→ **Collected data**
★ ★ ★ ★ ★

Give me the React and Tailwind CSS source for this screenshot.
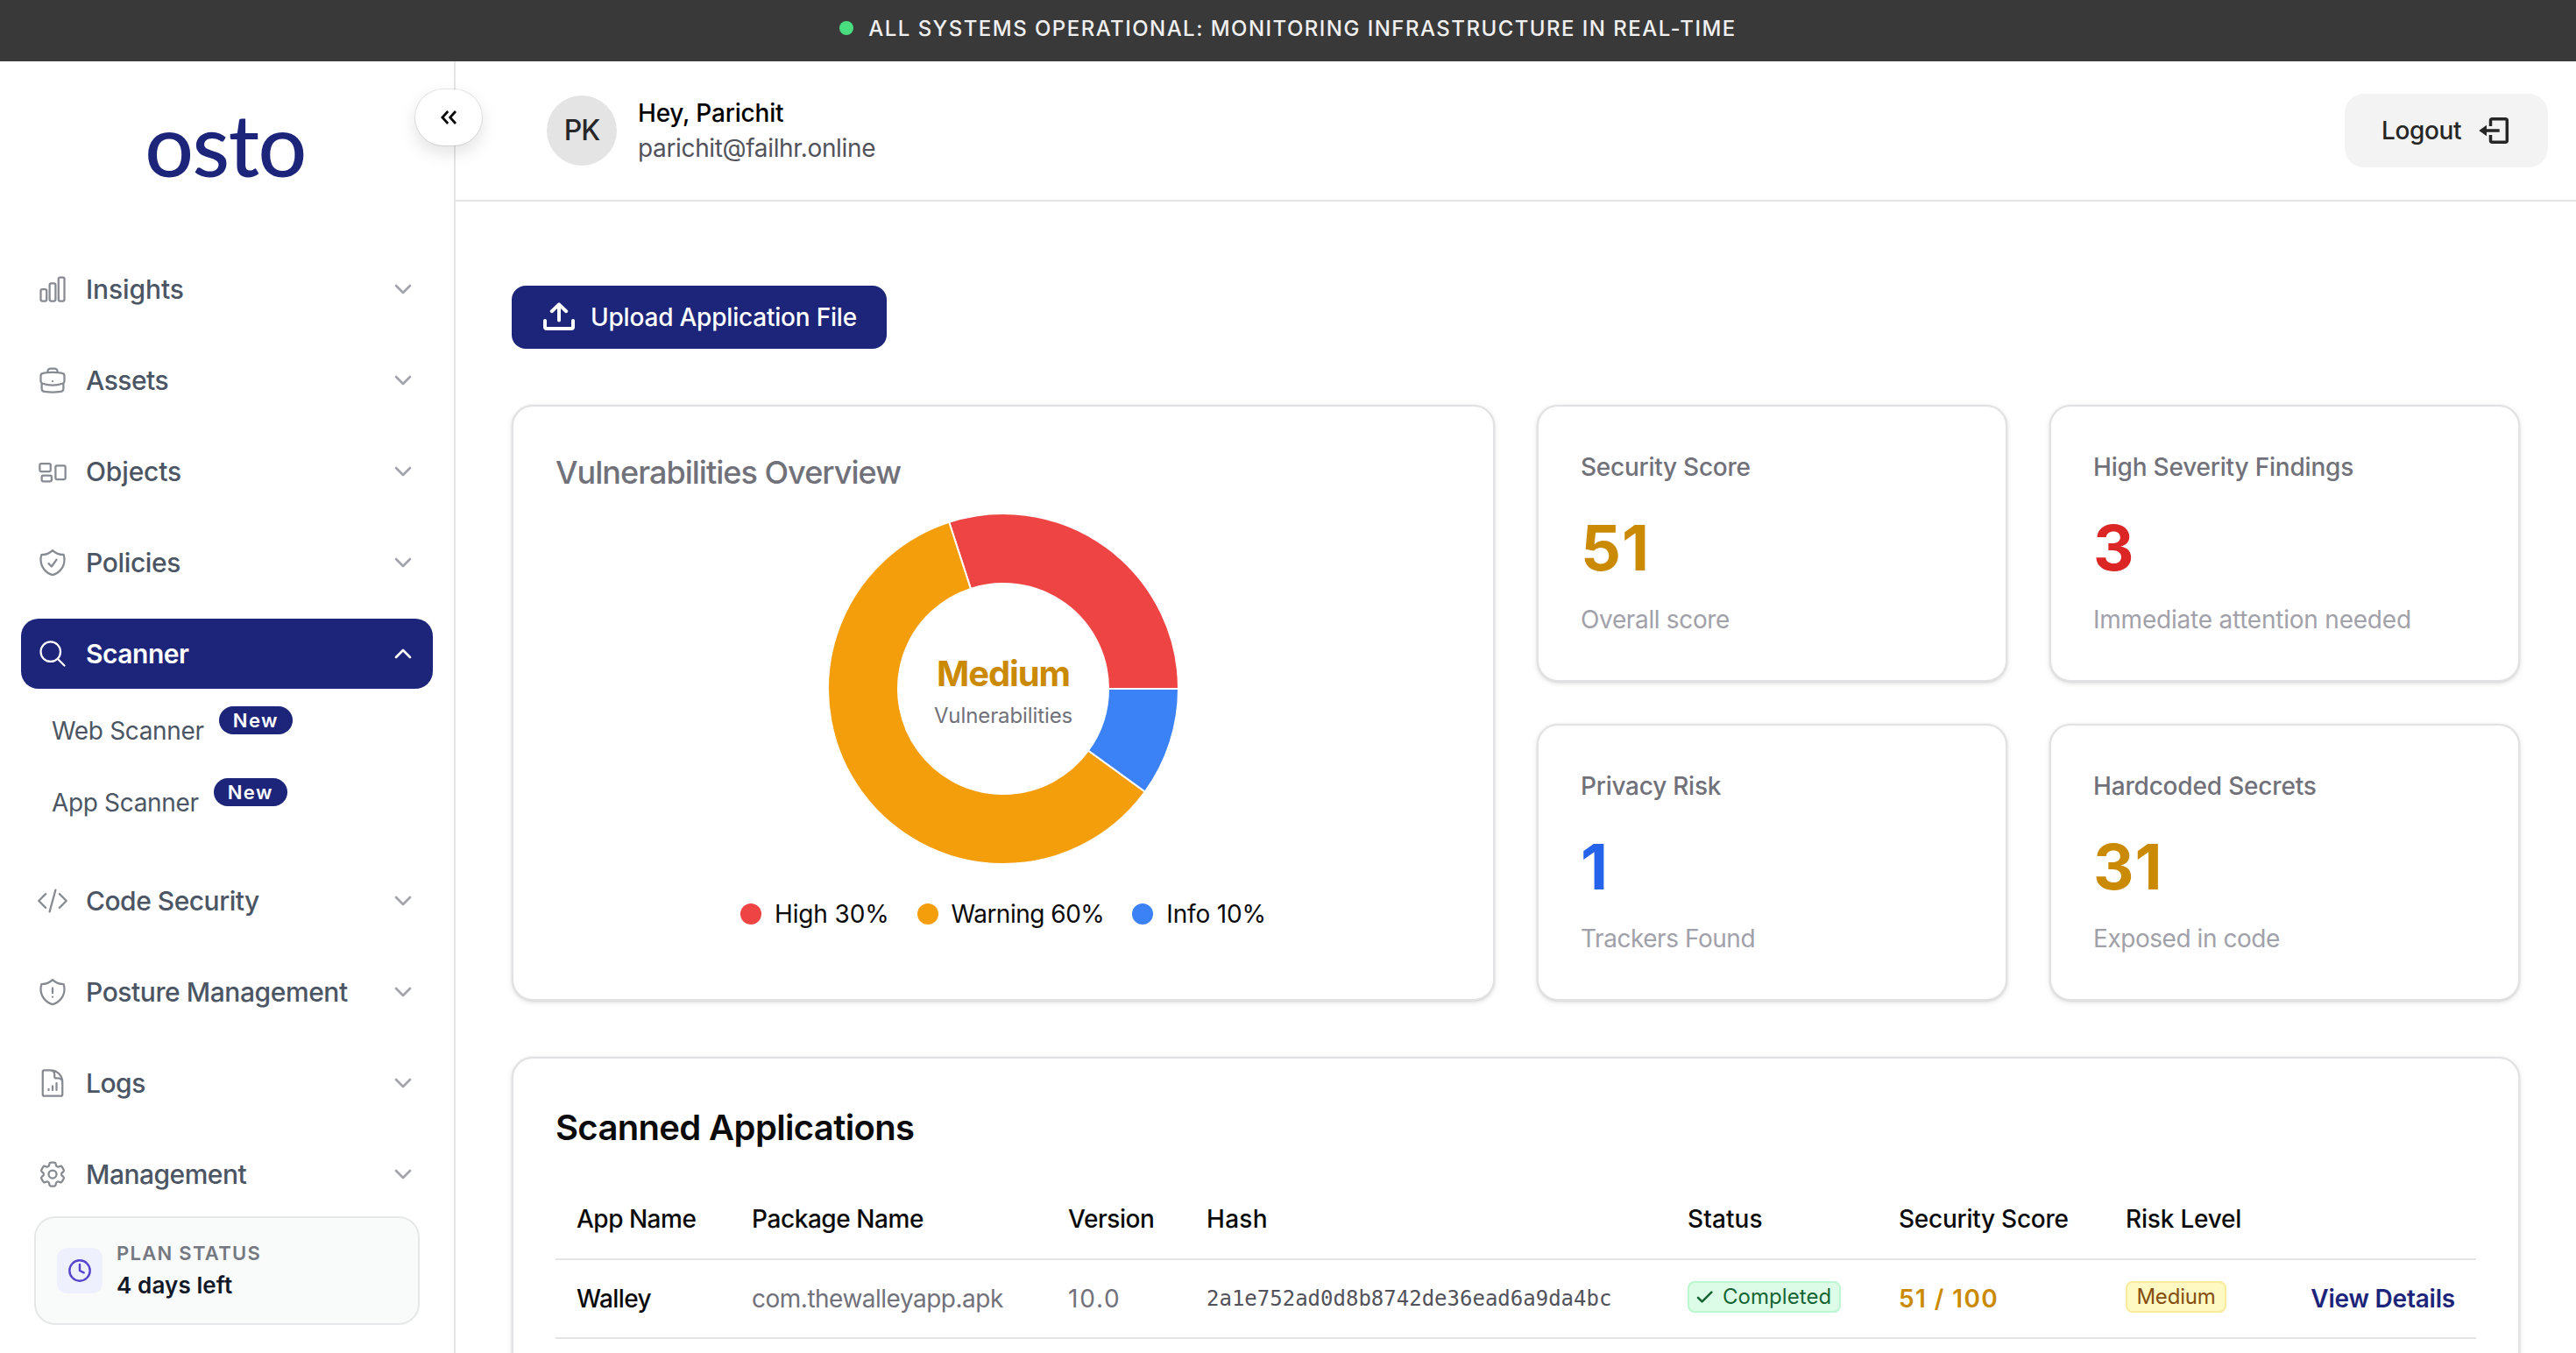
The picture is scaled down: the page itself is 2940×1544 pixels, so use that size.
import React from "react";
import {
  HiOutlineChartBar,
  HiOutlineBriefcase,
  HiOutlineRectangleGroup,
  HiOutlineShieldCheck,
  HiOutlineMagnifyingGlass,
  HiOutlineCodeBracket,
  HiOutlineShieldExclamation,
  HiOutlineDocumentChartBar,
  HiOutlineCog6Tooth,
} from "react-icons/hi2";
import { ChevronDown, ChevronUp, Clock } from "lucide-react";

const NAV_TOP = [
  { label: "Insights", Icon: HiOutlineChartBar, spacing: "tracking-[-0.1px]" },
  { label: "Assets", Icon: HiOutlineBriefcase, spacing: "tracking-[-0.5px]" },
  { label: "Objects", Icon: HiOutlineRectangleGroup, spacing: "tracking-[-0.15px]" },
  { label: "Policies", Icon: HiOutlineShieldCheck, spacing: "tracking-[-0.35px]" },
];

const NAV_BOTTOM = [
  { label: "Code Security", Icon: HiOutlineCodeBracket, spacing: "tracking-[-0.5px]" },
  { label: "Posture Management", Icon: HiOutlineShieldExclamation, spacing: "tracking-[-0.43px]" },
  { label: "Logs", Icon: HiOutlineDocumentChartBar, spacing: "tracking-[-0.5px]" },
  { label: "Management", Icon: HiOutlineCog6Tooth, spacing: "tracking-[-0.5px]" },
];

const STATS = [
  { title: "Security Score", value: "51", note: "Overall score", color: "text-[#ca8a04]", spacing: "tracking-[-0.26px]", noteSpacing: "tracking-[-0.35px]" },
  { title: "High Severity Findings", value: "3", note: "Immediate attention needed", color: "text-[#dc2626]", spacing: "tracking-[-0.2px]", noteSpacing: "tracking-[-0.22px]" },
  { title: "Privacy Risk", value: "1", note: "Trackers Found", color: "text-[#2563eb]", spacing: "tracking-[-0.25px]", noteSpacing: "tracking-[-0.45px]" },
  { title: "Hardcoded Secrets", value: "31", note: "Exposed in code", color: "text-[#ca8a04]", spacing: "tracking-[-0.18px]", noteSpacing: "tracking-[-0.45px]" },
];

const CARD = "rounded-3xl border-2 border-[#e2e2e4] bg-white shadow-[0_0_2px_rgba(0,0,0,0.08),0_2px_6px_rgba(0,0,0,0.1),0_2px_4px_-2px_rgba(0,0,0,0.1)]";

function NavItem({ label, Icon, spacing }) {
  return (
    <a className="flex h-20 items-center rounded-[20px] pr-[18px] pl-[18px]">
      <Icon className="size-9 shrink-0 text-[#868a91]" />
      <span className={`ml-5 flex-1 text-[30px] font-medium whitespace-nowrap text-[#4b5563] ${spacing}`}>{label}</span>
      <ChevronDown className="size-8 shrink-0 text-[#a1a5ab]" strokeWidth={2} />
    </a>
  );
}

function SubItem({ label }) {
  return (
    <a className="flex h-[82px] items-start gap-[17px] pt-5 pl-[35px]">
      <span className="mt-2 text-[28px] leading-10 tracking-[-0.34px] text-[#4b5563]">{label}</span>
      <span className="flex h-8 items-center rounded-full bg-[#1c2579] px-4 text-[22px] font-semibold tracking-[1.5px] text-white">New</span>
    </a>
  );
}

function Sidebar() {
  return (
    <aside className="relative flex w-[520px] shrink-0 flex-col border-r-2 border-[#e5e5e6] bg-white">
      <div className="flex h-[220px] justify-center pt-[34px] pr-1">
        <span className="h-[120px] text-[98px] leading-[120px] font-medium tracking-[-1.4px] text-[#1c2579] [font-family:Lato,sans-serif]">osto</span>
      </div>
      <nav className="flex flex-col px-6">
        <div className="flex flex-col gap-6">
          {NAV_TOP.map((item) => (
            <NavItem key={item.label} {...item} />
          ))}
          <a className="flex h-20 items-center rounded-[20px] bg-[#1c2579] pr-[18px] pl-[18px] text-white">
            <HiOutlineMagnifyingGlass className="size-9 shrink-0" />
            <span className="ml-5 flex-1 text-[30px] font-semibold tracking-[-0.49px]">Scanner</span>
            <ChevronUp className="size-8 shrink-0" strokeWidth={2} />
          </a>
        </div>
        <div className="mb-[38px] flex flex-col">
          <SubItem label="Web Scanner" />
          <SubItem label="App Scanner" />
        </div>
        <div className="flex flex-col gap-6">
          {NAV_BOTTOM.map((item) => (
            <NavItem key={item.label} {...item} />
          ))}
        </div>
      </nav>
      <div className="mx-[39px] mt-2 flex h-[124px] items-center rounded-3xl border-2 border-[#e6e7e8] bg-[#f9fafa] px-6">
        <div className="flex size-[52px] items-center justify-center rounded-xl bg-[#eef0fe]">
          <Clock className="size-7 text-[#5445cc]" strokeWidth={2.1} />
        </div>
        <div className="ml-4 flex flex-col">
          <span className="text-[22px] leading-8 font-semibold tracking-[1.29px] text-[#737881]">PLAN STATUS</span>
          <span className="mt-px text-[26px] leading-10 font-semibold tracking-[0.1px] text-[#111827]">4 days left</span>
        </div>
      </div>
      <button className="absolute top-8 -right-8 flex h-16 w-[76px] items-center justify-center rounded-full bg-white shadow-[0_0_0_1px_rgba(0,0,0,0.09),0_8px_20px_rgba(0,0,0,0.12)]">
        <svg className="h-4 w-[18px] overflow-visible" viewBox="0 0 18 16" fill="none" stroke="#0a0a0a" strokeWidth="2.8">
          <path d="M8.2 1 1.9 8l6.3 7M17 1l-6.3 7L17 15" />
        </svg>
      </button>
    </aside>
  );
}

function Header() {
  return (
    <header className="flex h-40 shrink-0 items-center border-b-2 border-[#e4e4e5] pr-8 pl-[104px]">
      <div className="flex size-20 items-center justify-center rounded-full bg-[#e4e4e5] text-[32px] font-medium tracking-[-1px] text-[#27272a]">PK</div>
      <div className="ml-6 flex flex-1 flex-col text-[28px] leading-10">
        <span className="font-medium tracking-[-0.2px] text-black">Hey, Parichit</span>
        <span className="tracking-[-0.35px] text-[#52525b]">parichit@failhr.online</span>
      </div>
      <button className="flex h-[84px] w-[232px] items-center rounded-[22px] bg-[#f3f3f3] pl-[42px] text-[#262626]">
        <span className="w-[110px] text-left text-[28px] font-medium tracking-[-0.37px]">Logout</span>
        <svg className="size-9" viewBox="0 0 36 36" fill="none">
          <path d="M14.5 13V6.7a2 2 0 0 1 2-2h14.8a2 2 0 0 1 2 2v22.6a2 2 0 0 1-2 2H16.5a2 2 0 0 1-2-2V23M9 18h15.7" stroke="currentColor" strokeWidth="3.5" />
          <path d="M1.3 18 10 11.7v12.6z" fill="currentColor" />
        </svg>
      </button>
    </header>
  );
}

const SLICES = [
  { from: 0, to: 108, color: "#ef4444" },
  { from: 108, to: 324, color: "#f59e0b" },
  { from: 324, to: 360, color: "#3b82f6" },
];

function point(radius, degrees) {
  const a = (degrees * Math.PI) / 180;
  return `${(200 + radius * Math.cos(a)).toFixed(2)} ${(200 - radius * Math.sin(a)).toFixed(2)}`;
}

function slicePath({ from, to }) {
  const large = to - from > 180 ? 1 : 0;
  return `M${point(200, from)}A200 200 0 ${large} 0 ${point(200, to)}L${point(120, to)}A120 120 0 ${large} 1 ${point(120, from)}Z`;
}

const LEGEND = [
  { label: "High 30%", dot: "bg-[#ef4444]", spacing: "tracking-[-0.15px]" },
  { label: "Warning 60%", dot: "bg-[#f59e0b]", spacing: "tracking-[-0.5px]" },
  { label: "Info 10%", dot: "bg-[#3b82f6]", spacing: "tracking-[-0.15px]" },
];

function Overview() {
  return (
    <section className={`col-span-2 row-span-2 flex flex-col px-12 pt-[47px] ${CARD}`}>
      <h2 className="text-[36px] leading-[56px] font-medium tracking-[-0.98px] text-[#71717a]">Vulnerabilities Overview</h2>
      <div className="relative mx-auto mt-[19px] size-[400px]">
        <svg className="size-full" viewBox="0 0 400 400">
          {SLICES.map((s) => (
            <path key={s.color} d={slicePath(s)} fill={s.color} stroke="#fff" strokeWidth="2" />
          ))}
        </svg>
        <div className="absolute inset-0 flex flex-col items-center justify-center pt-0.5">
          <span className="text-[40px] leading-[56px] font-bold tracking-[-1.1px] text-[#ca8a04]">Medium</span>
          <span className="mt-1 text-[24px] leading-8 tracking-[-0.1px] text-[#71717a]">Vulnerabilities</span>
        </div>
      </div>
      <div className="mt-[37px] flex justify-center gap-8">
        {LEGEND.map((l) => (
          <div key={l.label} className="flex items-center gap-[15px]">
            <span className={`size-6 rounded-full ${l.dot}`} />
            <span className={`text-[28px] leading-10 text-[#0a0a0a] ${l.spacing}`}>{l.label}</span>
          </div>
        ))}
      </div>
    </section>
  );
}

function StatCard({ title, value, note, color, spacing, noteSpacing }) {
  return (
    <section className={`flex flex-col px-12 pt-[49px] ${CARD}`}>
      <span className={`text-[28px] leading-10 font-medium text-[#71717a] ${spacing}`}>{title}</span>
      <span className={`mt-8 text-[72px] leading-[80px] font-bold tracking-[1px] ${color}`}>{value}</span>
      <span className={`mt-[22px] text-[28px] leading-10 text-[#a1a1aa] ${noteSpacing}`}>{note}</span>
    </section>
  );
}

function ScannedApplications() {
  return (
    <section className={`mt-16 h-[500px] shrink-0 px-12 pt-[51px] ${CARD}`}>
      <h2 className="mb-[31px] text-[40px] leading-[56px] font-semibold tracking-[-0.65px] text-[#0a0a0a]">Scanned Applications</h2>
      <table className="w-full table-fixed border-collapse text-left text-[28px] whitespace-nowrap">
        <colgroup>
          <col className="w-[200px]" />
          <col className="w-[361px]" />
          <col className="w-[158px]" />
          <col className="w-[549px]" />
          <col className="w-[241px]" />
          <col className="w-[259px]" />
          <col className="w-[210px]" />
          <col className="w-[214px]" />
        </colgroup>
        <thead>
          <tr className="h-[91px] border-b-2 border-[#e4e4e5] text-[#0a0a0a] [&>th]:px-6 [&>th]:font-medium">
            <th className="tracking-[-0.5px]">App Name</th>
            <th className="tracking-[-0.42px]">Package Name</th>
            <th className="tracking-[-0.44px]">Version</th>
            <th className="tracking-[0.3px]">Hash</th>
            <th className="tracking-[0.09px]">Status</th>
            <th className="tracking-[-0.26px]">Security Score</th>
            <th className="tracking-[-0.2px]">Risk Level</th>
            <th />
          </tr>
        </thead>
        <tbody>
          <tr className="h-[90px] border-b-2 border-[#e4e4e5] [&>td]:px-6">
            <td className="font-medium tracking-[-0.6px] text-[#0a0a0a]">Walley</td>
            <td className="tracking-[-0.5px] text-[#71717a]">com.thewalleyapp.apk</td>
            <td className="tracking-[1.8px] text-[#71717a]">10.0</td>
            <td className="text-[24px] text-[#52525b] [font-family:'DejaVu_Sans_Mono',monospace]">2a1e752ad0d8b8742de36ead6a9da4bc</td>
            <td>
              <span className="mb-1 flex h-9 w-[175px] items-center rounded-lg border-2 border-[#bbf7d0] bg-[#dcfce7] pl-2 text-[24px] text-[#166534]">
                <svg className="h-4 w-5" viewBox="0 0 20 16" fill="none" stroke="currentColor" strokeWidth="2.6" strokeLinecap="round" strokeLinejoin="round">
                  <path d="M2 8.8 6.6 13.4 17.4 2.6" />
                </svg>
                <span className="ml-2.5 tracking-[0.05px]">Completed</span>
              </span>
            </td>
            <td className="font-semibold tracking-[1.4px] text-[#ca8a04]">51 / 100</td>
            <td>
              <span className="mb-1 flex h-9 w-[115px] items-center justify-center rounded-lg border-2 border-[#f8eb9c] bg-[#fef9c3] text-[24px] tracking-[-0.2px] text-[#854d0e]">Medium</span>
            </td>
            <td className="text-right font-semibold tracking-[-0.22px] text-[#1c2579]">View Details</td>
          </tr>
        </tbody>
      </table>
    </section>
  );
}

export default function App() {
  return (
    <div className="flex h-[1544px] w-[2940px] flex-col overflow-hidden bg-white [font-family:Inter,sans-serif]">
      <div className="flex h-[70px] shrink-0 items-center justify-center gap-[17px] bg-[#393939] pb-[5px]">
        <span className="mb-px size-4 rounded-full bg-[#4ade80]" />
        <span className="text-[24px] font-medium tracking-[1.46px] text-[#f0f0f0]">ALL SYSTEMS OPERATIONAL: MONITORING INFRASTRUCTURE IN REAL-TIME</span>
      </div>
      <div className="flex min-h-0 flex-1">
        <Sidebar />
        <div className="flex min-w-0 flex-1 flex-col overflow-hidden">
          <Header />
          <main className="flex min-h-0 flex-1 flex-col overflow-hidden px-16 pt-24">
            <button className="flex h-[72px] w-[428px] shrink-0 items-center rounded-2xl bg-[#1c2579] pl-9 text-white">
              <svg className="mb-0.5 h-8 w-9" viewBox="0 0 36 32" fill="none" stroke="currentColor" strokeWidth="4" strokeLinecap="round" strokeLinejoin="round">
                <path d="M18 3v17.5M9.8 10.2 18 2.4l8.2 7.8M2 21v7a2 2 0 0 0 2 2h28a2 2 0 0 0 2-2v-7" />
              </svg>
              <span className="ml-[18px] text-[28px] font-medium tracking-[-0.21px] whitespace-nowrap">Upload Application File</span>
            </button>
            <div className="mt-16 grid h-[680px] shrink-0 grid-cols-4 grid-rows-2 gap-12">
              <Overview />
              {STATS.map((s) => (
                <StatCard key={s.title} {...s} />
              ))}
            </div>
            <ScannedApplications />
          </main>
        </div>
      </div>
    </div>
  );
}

★ ★ ★ ★ ★

→ **Aim of the task**
Transcribe the opening line of the listing above, please, and every line after it through the line with "ChevronDown, ChevronUp, Clock", word for word, without pictures.

→ **Complete output**
Give me the React and Tailwind CSS source for this screenshot.
The picture is scaled down: the page itself is 2940×1544 pixels, so use that size.
import React from "react";
import {
  HiOutlineChartBar,
  HiOutlineBriefcase,
  HiOutlineRectangleGroup,
  HiOutlineShieldCheck,
  HiOutlineMagnifyingGlass,
  HiOutlineCodeBracket,
  HiOutlineShieldExclamation,
  HiOutlineDocumentChartBar,
  HiOutlineCog6Tooth,
} from "react-icons/hi2";
import { ChevronDown, ChevronUp, Clock } from "lucide-react";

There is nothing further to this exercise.